著者の津上氏は、成城大学さんで教授をお務めの美学者。目次を概観すればある程度の方向性が見えると思いますが、特に戦時に於ける「美」が、利用されるだけでなく、自ら暴走を始める危ういものであることを、光太郎を含め、さまざま例を挙げながら実証しようとする試みです。

まだ「まえがき」と、光太郎の章しか読んでいないのですが、他の章との関連性も踏まえないといけない感じですので、なるべく早く読了しようと思っております。

その光太郎の章、メインで取り上げられているのは詩「必死の時」(昭和16年=1941)。津上氏、「文学には疎い」と謙遜されつつも、その他の詩や講演等を含め、丁寧にかつ説得力溢れるおおむね妥当な分析が為されています。どうでもいい枝葉末節に拘泥しない姿勢、それから光太郎に対するリスペクトがきちんと表明されており、好感が持てます。何より美学者として、「美」とは何かという命題への挑戦が根底にあり、そういった部分ではなるほど、と唸らせられました。

後半、光太郎が戦後の七年間を過ごした山小屋(高村山荘)及び隣接する高村光太郎記念館さんを訪れられてのレポート的な内容にもなっています。津上氏、何度も訪問されたそうで、ありがとうございます。光太郎を語る上で、あの地を実際に見ていないというのは、その資格を放棄しているようなものだと思うのですが、そう考えないエラいセンセイもいるようで(というか、いるんです(笑))、堂々と「私はまだ彼の地を訪れていないが」と臆面もなく断った上で机上の空論を展開している人もいます。

津上氏、山荘の保存のために建設された套屋について、この地の先人の思いなど、正しく考察されています。ただ、ちょっと勘違いがありましたので、指摘させていただきます。套屋内部の説明パネルについてです。「光太郎がこの地にたどり着いた経緯が説明されていない」と、まぁ、その通りなのですが、あのパネルは元々同じ花巻市内の宮澤賢治記念館さんで、10年ほど前でしたでしょうか、光太郎展的なものを開催した際の説明パネルを終了後に貰ってきたものでして、山荘そのものの説明パネルとして作ったものではないのです。その光太郎展で山荘に入った経緯があまり語られなかったという瑕疵はありますが。ちなみにそちらの展示には当方、関わっておりません。
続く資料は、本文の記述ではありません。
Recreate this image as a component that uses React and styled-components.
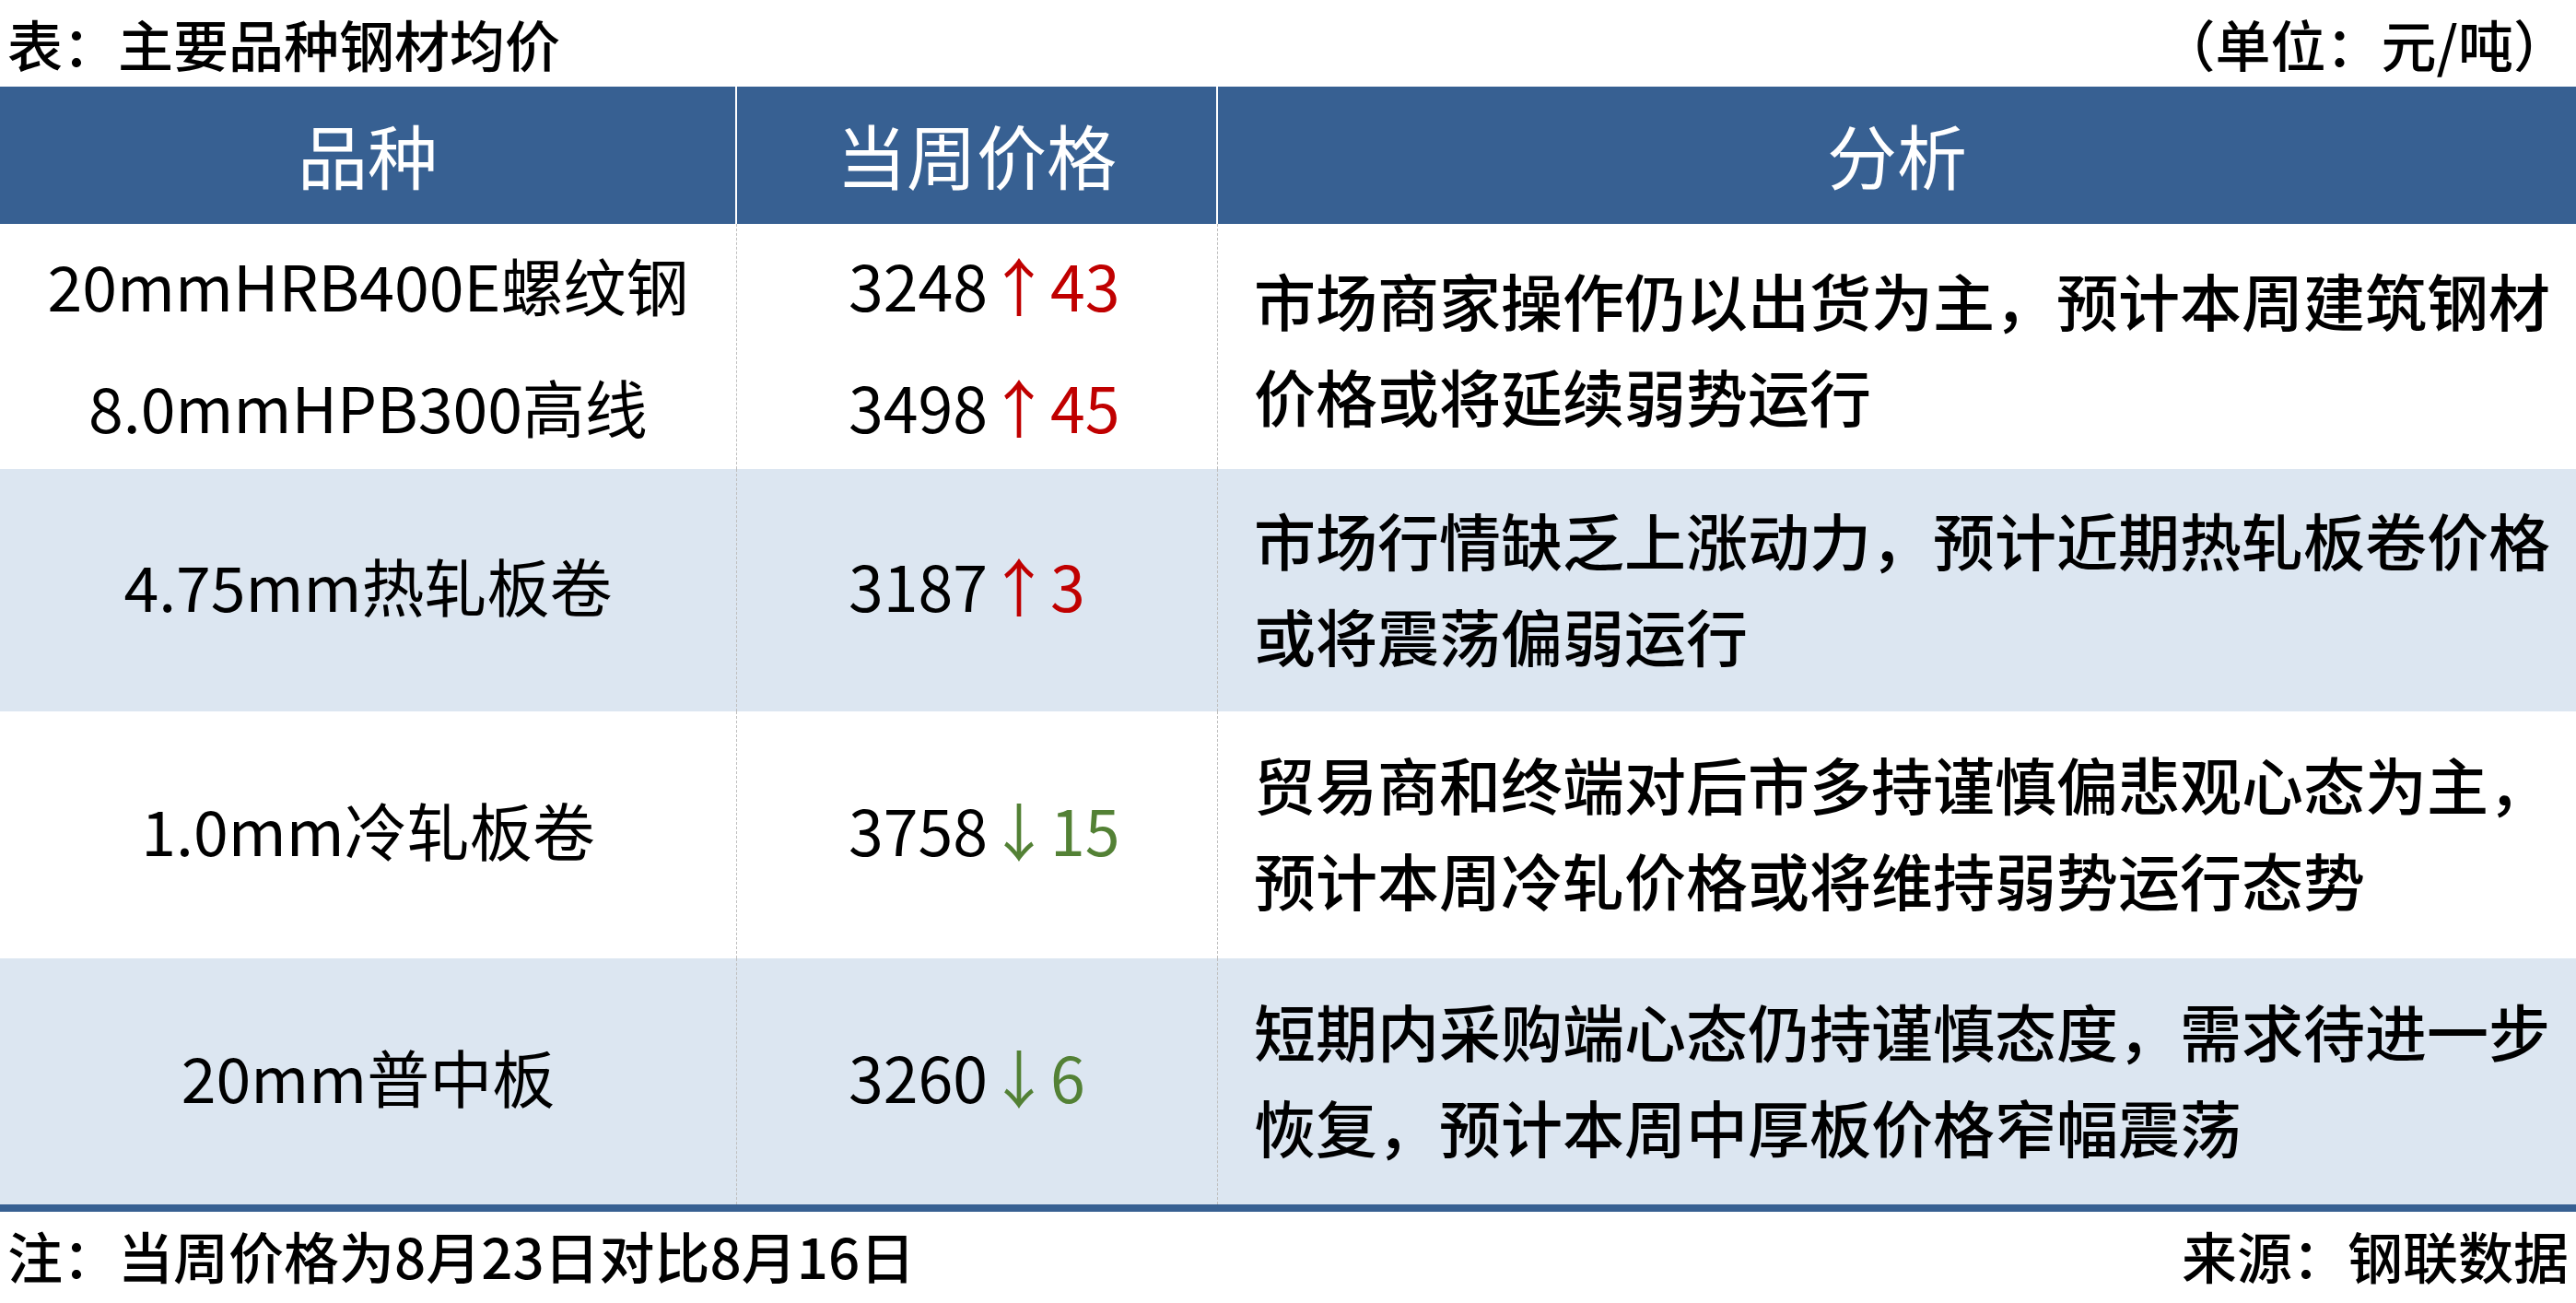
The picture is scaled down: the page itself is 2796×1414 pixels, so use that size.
import styled, { createGlobalStyle } from "styled-components";

const GlobalStyle = createGlobalStyle`
    html, body {
        margin: 0;
        padding: 0;
        background: #ffffff;
    }
    body {
        font-family: "Noto Sans CJK SC", "Noto Sans", sans-serif;
        color: #000000;
    }
`;

const Page = styled.div({
    width: '2796px',
    height: '1414px',
    display: 'flex',
    flexDirection: 'column',
    overflow: 'hidden',
});

const Caption = styled.div({
    height: '94px',
    display: 'flex',
    alignItems: 'center',
    justifyContent: 'space-between',
    padding: '0 8px 0 8px',
    fontSize: '60px',
    fontWeight: '500',
    lineHeight: '1',
    whiteSpace: 'nowrap',
});

const Table = styled.div({
    display: 'flex',
    flexDirection: 'column',
    borderBottom: '8px solid #376092',
});

const Row = styled.div`
    display: grid;
    grid-template-columns: 800px 522px 1fr;
    height: ${(p) => p.$h}px;
    background: ${(p) => (p.$shade ? '#dce6f1' : '#ffffff')};
`;

const HeadCell = styled.div`
    background: #376092;
    color: #ffffff;
    font-size: 76px;
    font-weight: 400;
    display: flex;
    align-items: center;
    justify-content: center;
    padding-bottom: 4px;
    border-right: ${(p) => (p.$last ? 'none' : '2px solid #ffffff')};
`;

// name / price / analysis cells share the dashed divider
const Cell = styled.div`
    display: flex;
    flex-direction: column;
    align-items: ${(p) => (p.$align === 'center' ? 'center' : 'flex-start')};
    justify-content: center;
    padding-left: ${(p) => (p.$align === 'price' ? '121px' : p.$align === 'note' ? '39px' : '0')};
    padding-bottom: ${(p) => (p.$align === 'note' ? '8px' : '12px')};
    border-right: ${(p) => (p.$align === 'note' ? 'none' : '1px dashed #bfbfbf')};
    font-size: ${(p) => (p.$align === 'note' ? '67px' : '68px')};
    font-weight: ${(p) => (p.$align === 'note' ? 500 : 400)};
    line-height: ${(p) => (p.$align === 'note' ? '104px' : '132px')};
    white-space: nowrap;
`;

const Change = styled.span`
    color: ${(p) => (p.$up ? '#c00000' : '#538135')};
`;

const rows = [
    {
        names: ['20mmHRB400E螺纹钢', '8.0mmHPB300高线'],
        prices: [[3248, true, 43], [3498, true, 45]],
        note: ['市场商家操作仍以出货为主，预计本周建筑钢材', '价格或将延续弱势运行'],
        h: 266,
    },
    {
        names: ['4.75mm热轧板卷'],
        prices: [[3187, true, 3]],
        note: ['市场行情缺乏上涨动力，预计近期热轧板卷价格', '或将震荡偏弱运行'],
        h: 263,
        shade: true,
    },
    {
        names: ['1.0mm冷轧板卷'],
        prices: [[3758, false, 15]],
        note: ['贸易商和终端对后市多持谨慎偏悲观心态为主，', '预计本周冷轧价格或将维持弱势运行态势'],
        h: 268,
    },
    {
        names: ['20mm普中板'],
        prices: [[3260, false, 6]],
        note: ['短期内采购端心态仍持谨慎态度，需求待进一步', '恢复，预计本周中厚板价格窄幅震荡'],
        h: 267,
        shade: true,
    },
];

const App = () => {
    return (
        <Page>
            <GlobalStyle />
            <Caption>
                <span>表：主要品种钢材均价</span>
                <span>（单位：元/吨）</span>
            </Caption>
            <Table>
                <Row $h={149}>
                    <HeadCell>品种</HeadCell>
                    <HeadCell>当周价格</HeadCell>
                    <HeadCell $last>分析</HeadCell>
                </Row>
                {rows.map((r, i) => (
                    <Row key={i} $h={r.h} $shade={r.shade}>
                        <Cell $align="center">
                            {r.names.map((n) => <div key={n}>{n}</div>)}
                        </Cell>
                        <Cell $align="price">
                            {r.prices.map(([p, up, d]) => (
                                <div key={p}>
                                    {p}<Change $up={up}>{up ? '↑' : '↓'}{d}</Change>
                                </div>
                            ))}
                        </Cell>
                        <Cell $align="note">
                            {r.note.map((l) => <div key={l}>{l}</div>)}
                        </Cell>
                    </Row>
                ))}
            </Table>
            <Caption>
                <span>注：当周价格为8月23日对比8月16日</span>
                <span>来源：钢联数据</span>
            </Caption>
        </Page>
    );
}

export default App;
そう思っておりましたところ、さらに読み進めると、バリバリ当方が書いた高村光太郎記念館さんの展示説明パネルにも言及(笑)。「戦時の光太郎についての追求が甘い」とのことで。この点は「その通りです」としか言いようがありません。まぁ、はっきり言うと、当方、「忖度」しました。右翼の街宣車に押しかけられても困りますし、先般の「表現の不自由展」のような事態は避けたかったので。それを甘いと云われればその通りです。
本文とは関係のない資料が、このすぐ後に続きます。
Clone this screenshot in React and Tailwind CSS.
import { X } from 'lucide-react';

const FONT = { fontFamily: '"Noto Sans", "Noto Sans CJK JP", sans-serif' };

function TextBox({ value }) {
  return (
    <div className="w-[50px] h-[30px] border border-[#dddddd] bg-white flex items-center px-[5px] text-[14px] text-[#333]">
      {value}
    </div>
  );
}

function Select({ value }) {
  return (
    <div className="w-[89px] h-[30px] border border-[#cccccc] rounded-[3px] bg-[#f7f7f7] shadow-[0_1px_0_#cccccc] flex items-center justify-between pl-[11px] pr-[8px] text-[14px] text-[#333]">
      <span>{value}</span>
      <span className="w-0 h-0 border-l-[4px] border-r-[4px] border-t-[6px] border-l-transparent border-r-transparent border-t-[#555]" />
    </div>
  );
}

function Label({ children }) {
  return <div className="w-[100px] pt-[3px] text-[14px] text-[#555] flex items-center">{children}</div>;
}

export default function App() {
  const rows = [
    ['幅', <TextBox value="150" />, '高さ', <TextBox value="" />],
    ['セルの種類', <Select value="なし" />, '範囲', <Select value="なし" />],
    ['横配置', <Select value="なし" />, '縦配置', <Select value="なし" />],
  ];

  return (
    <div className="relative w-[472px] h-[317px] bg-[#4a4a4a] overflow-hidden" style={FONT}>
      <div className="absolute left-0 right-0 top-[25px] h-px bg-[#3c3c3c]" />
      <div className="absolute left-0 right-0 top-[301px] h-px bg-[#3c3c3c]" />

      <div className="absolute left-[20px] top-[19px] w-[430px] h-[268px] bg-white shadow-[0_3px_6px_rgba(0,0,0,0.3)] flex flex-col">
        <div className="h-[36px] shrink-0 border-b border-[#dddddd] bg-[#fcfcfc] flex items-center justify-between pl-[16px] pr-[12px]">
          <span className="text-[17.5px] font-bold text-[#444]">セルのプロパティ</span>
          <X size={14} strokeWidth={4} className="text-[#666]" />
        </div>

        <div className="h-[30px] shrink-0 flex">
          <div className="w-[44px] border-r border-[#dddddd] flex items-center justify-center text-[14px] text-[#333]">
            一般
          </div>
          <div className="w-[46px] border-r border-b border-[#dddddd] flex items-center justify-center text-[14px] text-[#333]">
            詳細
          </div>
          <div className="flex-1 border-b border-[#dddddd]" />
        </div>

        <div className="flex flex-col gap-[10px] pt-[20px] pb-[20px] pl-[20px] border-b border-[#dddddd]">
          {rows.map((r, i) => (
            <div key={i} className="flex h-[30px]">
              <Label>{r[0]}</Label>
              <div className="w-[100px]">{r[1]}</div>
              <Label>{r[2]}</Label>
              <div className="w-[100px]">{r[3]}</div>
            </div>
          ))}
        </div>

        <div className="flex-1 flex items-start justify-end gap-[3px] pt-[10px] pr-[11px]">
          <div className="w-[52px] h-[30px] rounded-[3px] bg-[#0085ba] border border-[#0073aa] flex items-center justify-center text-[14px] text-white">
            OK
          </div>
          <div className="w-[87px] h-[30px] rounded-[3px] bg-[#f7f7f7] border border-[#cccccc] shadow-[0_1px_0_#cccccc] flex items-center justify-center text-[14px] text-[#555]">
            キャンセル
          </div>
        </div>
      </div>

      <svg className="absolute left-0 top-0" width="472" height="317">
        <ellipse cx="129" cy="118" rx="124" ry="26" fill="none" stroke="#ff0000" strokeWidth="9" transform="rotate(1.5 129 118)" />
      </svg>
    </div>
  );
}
それにしても、一般の方のブログ等では拝見したことがありましたが、きちんとした書籍であの説明パネルについて言及されたのはおそらく初めてで、驚きました。

さて、『危険な「美学」』、ぜひお買い求め下さい。


【折々のことば・光太郎】

芸術心と云ふものは物を味はふ所からはじまるので、物を味はひ生活を味はひ――と云ふことは何かと云ふとどんな物の中からでも良さを見付け出してどんな詰まらない所からでも意味を見付け出し、美しさを見付け出す、そこが芸術と云ふものが人の考へて居る程唯付け足りの装飾や見て呉ればかりでない根本の力となる性質だらうと思ふのであります。
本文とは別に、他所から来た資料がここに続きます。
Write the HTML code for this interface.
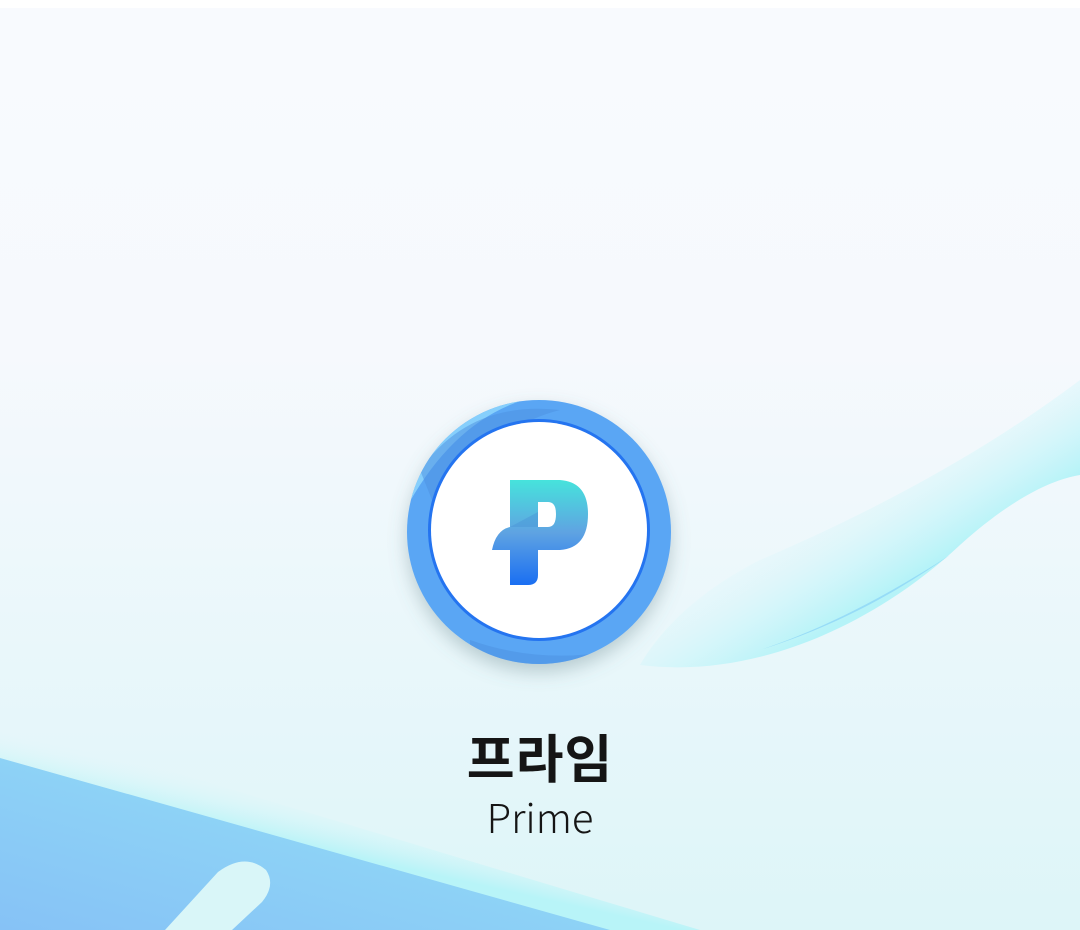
<!DOCTYPE html>
<html><head><meta charset="utf-8"><style>
html,body{margin:0;padding:0;width:1080px;height:930px;overflow:hidden;background:#fff}
svg{position:absolute;left:0;top:0}
.t1{position:absolute;left:0;width:1080px;text-align:center;top:718px;font:bold 52px "Liberation Sans","Noto Sans CJK KR",sans-serif;color:#151515;letter-spacing:1px}
.t2{position:absolute;left:0;width:1080px;text-align:center;top:787px;font:300 40px "Noto Sans CJK KR","Liberation Sans",sans-serif;color:#151515}
</style></head><body>
<svg width="1080" height="930" viewBox="0 0 1080 930">
<defs>
<linearGradient id="bg" x1="0" y1="0" x2="0" y2="1">
<stop offset="0" stop-color="#f8fafe"/><stop offset="0.37" stop-color="#f6f9fd"/><stop offset="1" stop-color="#ddf5f8"/></linearGradient>
<linearGradient id="wave" gradientUnits="userSpaceOnUse" x1="860" y1="610" x2="780" y2="480">
<stop offset="0" stop-color="#b5f3f8"/><stop offset="0.45" stop-color="#d6f6fa" stop-opacity="0.6"/><stop offset="1" stop-color="#f3f8fc" stop-opacity="0"/></linearGradient>
<linearGradient id="blue" x1="0" y1="1" x2="1" y2="0">
<stop offset="0" stop-color="#86c2f6"/><stop offset="1" stop-color="#95e2f7"/></linearGradient>
<linearGradient id="edge" gradientUnits="userSpaceOnUse" x1="300" y1="845" x2="310" y2="800">
<stop offset="0" stop-color="#b8f4f8"/><stop offset="1" stop-color="#e0f6f9" stop-opacity="0"/></linearGradient>
<linearGradient id="pg" x1="0" y1="0" x2="0" y2="1">
<stop offset="0" stop-color="#46e3dc"/><stop offset="0.5" stop-color="#5fa3e2"/><stop offset="1" stop-color="#1a6ff2"/></linearGradient>
<filter id="sh" x="-30%" y="-30%" width="160%" height="160%"><feDropShadow dx="0" dy="8" stdDeviation="9" flood-color="#5a7a80" flood-opacity="0.35"/></filter>
<clipPath id="cc"><circle cx="539" cy="532" r="132"/></clipPath>
</defs>
<rect x="0" y="8" width="1080" height="922" fill="url(#bg)"/>
<path d="M640 665 C760 680 880 620 960 545 C1010 500 1050 480 1080 475 L1080 380 C1000 440 900 500 760 560 C700 590 660 630 640 665Z" fill="url(#wave)"/>
<path d="M760 650 C840 625 900 590 950 555 C880 600 820 630 760 650Z" fill="#8fd6f6" opacity="0.8"/>
<path d="M0 720 L700 930 L0 930Z" fill="url(#edge)"/>
<path d="M0 758 L610 930 L0 930Z" fill="url(#blue)"/>
<path d="M218 872 Q245 852 266 870 Q276 885 262 902 L232 930 L165 930Z" fill="#d9f6f8"/>
<g filter="url(#sh)"><circle cx="539" cy="532" r="132" fill="#5aa6f4"/></g>
<g clip-path="url(#cc)">
<path d="M400 520 Q450 420 530 398 L400 390Z" fill="#86cffc"/>
<path d="M612 405 Q670 460 678 540 L700 540 L700 395Z" fill="#86cffc"/>
<path d="M400 550 Q430 630 490 660 L400 680Z" fill="#86cffc"/>
<path d="M600 655 Q660 610 676 560 L690 680Z" fill="#86cffc"/>
<path d="M420 470 Q470 400 560 410 Q480 430 440 520Z" fill="#4b8fe0" opacity="0.5"/>
<path d="M470 650 Q540 680 620 650 Q540 665 470 640Z" fill="#4b8fe0" opacity="0.5"/>
</g>
<circle cx="539" cy="530" r="111" fill="#2474f0"/>
<circle cx="539" cy="530" r="108" fill="#fff"/>
<path d="M510 480 L560 480 Q588 482 588 514 Q588 548 560 550 L538 550 L538 575 Q538 585 528 585 L510 585 L510 550 L492 550 Q496 530 510 527Z M538 502 L538 527 L548 527 Q556 527 556 514 Q556 502 548 502Z" fill="url(#pg)" fill-rule="evenodd"/>
<path d="M510 527 L538 512 L538 527Z" fill="#4a95d8" opacity="0.5"/>
<rect x="0" y="0" width="1080" height="8" fill="#fff"/>
</svg>
<div class="t1">프라임</div>
<div class="t2">Prime</div>
</body></html>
談話筆記「現下芸術政策の根本目標並当面の緊急事項等に就いて」より
                   昭和15年(1940) 光太郎58歳


この年開催された、大政翼賛会臨時中央協力会議第四委員会での発言速記から。

正論ではありますが、実にきな臭い。こういう所にも、津上氏の指摘する「危険」さが表れています。